There are known knowns and known unknowns, but what we should be worried about most is the unknown unknowns. Not because they are the most serious risks we face but because psychology tells us that unclear risks in the distant future are the risks we’re less likely to take seriously enough.

At least four distinct psychological mechanisms are at work. First, we are moved more by vivid information than by abstract information (even when the abstract information should in principle dominate). Second, we discount the future, rushing for the dollar now as opposed to the two dollars we could have a year later if we waited. Third, the focusing illusion (itself perhaps driven by the more general phenomenon of priming) tends to make us dwell on our most immediate problems even if more serious problems loom in the background. Fourth, we have a tendency to believe in a just world, in which nature naturally rights itself.

These four mechanisms likely derive from different sources, some stemming from systems that govern motivation (future discounting), others from systems that mediate pleasure (belief in a just world), others from the structure of our memory (the focusing illusion, and the bias from vividness). Whatever their source, the four together create a potent psychological drive for us to underweight distant future risks we cannot fully envision.

Climate change is a case in point. In 1975, the Columbia University geochemist Wallace S. Broecker published an important and prescient article in Science called “Climatic Change: Are We on the Brink of a Pronounced Global Warming?” but his worries were ignored for decades, in part because many people presumed, fallaciously, that nature would somehow automatically set itself right. (And in keeping with our tendency to draw inference primarily from vivid information, a well-crafted feature film on climate change played a significant role in gathering public attention, arguably far more so than the original Science article.)

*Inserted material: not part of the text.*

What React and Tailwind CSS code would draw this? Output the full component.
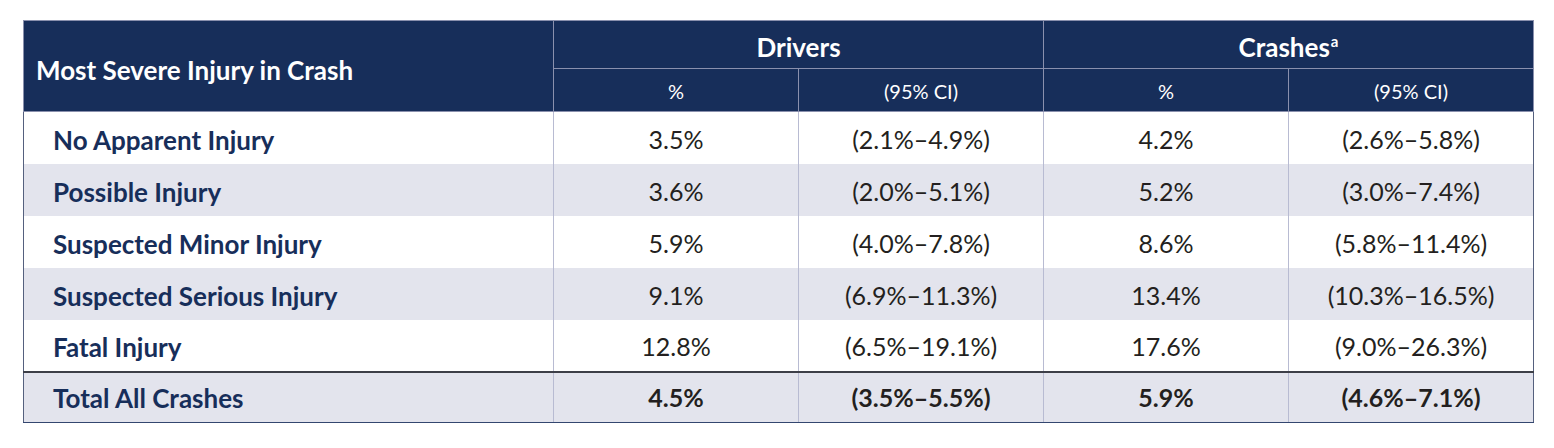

Oxford philosopher Nick Bostrom has pointed out that the three greatest unknowns we should worry about are biotechnology, nanotechnology, and the rise of machines more intelligent than human beings. Each sounds like science fiction and has in fact been portrayed in science fiction, but each poses genuine threats. Bostrom posits “existential risks”—possible, if unlikely, calamities that would wipe out our entire species, much as an asteroid appears to have extinguished the dinosaurs. Importantly, many of these risks, in his judgment, exceed the existential risk of other concerns that occupy a considerably greater share of public attention. Climate change may be more likely, and certainly is more vivid, but is less apt to lead to the extinction of the human species (even though it could conceivably kill a significant fraction).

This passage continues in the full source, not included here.